There is a lot of new interest in quantifying all sorts of new data -- and one benefit of the information age is that it also helps to create
new data that can be quantified. But not all quantified data is actually that useful, and unfortunately, we often get so focused on the fact that we have a number, we ignore the possibility that the number is not telling us anything useful.
I was recently reminded of Shelby Bonnie's opinion piece from three years ago about why we need to kill the CPM
as a metric for advertising (for those who don't know, CPM -- or "cost per thousand" impressions -- is how most banner ads are sold). He noted, quite accurately, that even those with the best of intentions to get away from "CPM-based" advertising seem to end up there in the end anyway. Because we have that number. And it becomes what people optimize around, just because it's there.

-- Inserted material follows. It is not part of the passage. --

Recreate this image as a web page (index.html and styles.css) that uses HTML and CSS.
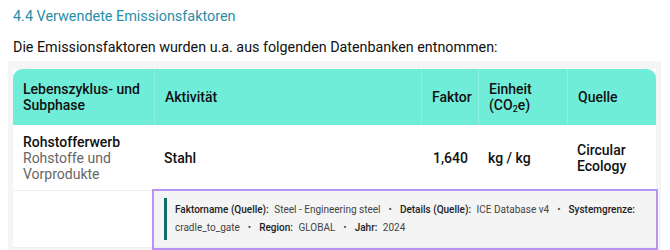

All campaigns start with the best of intentions: “let’s do something creative, engaging, and unique!” But unless someone really senior from the agency or client side intervenes, the road for a campaign always leads to the media buyer and the dreaded spreadsheet, where the two most important columns are impressions and cost. Ironically, there’s usually some good stuff in campaigns, but they are thrown in for free as “value adds.” At some point, publishers decide that if all clients care about is impressions, then OK, we’ll give them impressions. The output is an industry that overproduces shallow, superficial, commoditized impressions. Why do we have so many bad sites that republish the same junky content–content that’s often made by machines or $1-per-post contractors? Why do sites intentionally try to get us to turn lots of pages with tons of top 10 lists, photo galleries, or single-paragraph summaries of someone else’s story?
The more I spend time thinking about these issues, the more I think these combined problems -- both not having the right data and then optimizing for the wrong data -- are the keys to many of the issues that we're regularly discussing around here. Figuring out ways to get beyond that, and to find the right data, and break our habits of relying on bad data are going to be increasingly important.